Magashule fez questão de esclarecer, no entanto, que o ANC está de boa-fé para com Zuma – uma postura partilhada por outros membros do partido que lidera a África do Sul desde 1994. “O Presidente Jacob Zuma comportou-se como um líder do ANC. Nunca nos ameaçou com qualquer acção judicial” disse o secretário-geral à televisão sul-africana SABC. “Não há qualquer guilhotina aqui. Ele [Zuma] é um camarada”, defendeu à BBC a ministra Lindiwe Zulu.
O Comité Nacional Executivo (NEC, em inglês) não estipulou qualquer prazo para o abandono de Zuma, pelo que espera agora pela resposta do Presidente, prometida pelo próprio já na quarta-feira, para se perceber em que moldes se poderá processar o afastamento.
Se a saída de Zuma do mais alto cargo político da África do Sul parece ser uma certeza, resta saber como poderá ser colocada em prática. Magashule garantiu que a liderança do ANC não discutiu a possibilidade de destituição do Presidente através da votação favorável de uma moção de desconfiança no Parlamento sul-africano, pelo que se depreende que acredita que Zuma pode conformar-se e renunciar ao cargo, bastando para isso que envie uma carta ao presidente do Parlamento, a dar conta da sua intenção. Esta via garante, desde já, a passagem do testemunho ao vice-presidente, Ramaphosa.
Cenários
Mas a verdade é que Zuma não está vinculado à deliberação do NEC e na agenda do Parlamento sul-africano já consta a votação da referida moção, pedida pelo partido de oposição Combatentes pela Liberdade Económica (EFF), e marcada para o próximo dia 22 de Fevereiro.
O Presidente já sobreviveu a algumas moções de desconfiança com o apoio dos deputados do ANC, em maioria na câmara legislativa – a última teve lugar em Agosto do ano passado –, mas a confirmação de que o partido o quer ver pelas costas dificilmente o ajudará a manter-se no cargo após nova votação.
Acontece que, em caso de aprovação da sua saída através daquele procedimento, o cargo de Presidente interino terá ser exercido pelo presidente do Parlamento, uma vez que também o vice-presidente e os membros do Governo serão destituídos.
Um cenário que não agrada seguramente a Ramaphosa, eleito líder do ANC em Dezembro – numa votação disputada com a ex-mulher de Zuma, Nkosazana Dlamini-Zuma – e determinado em revitalizar o partido, depois de uma vitória magra nas eleições locais de 2016 e em queda acentuada nas sondagens.
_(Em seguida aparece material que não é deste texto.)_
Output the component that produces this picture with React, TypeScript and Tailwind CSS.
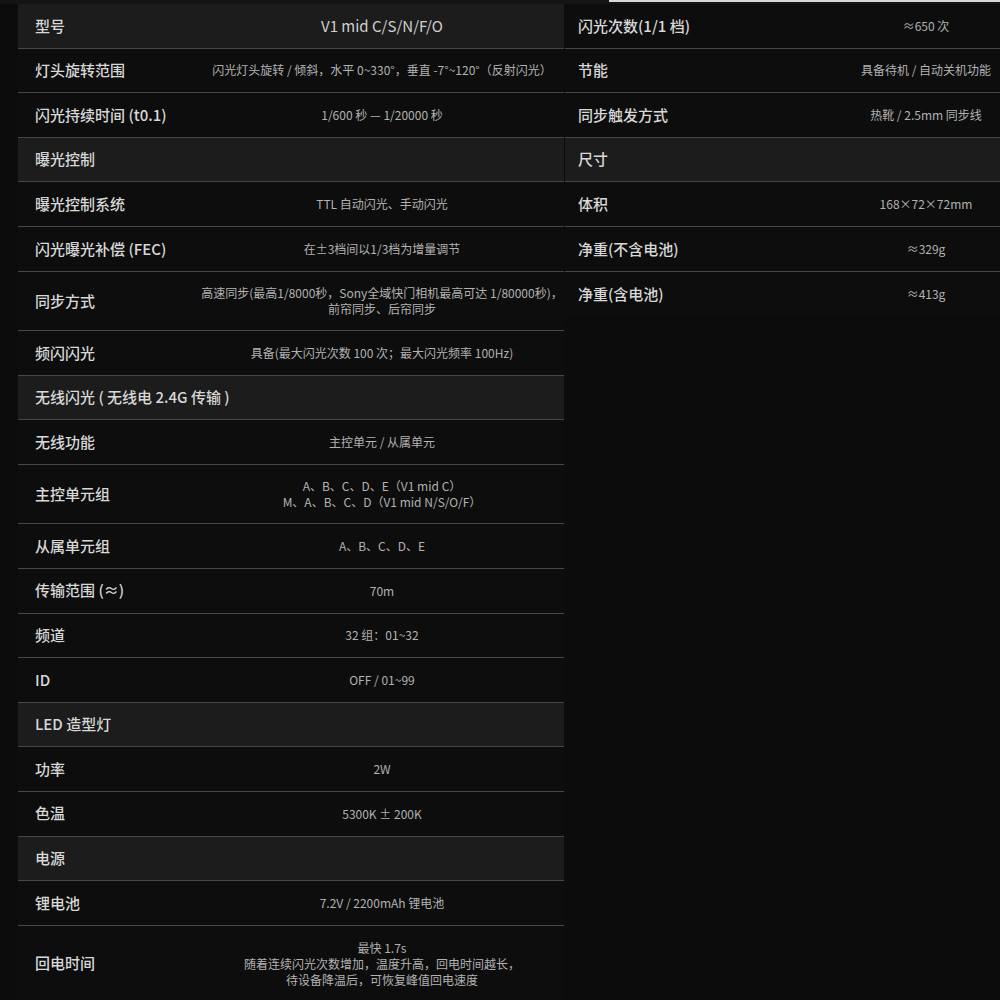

Uma terceira possibilidade para o afastamento do Presidente é a abertura de um processo de impeachment. Sujeito a determinados prazos e votações, e numa altura em que o Parlamento discute uma reforma na legislação aplicável, este procedimento dificilmente seria concluído rapidamente, pelo que também será de evitar, de acordo com a postura assumida pelo ANC. Tem a palavra Jacob Zuma.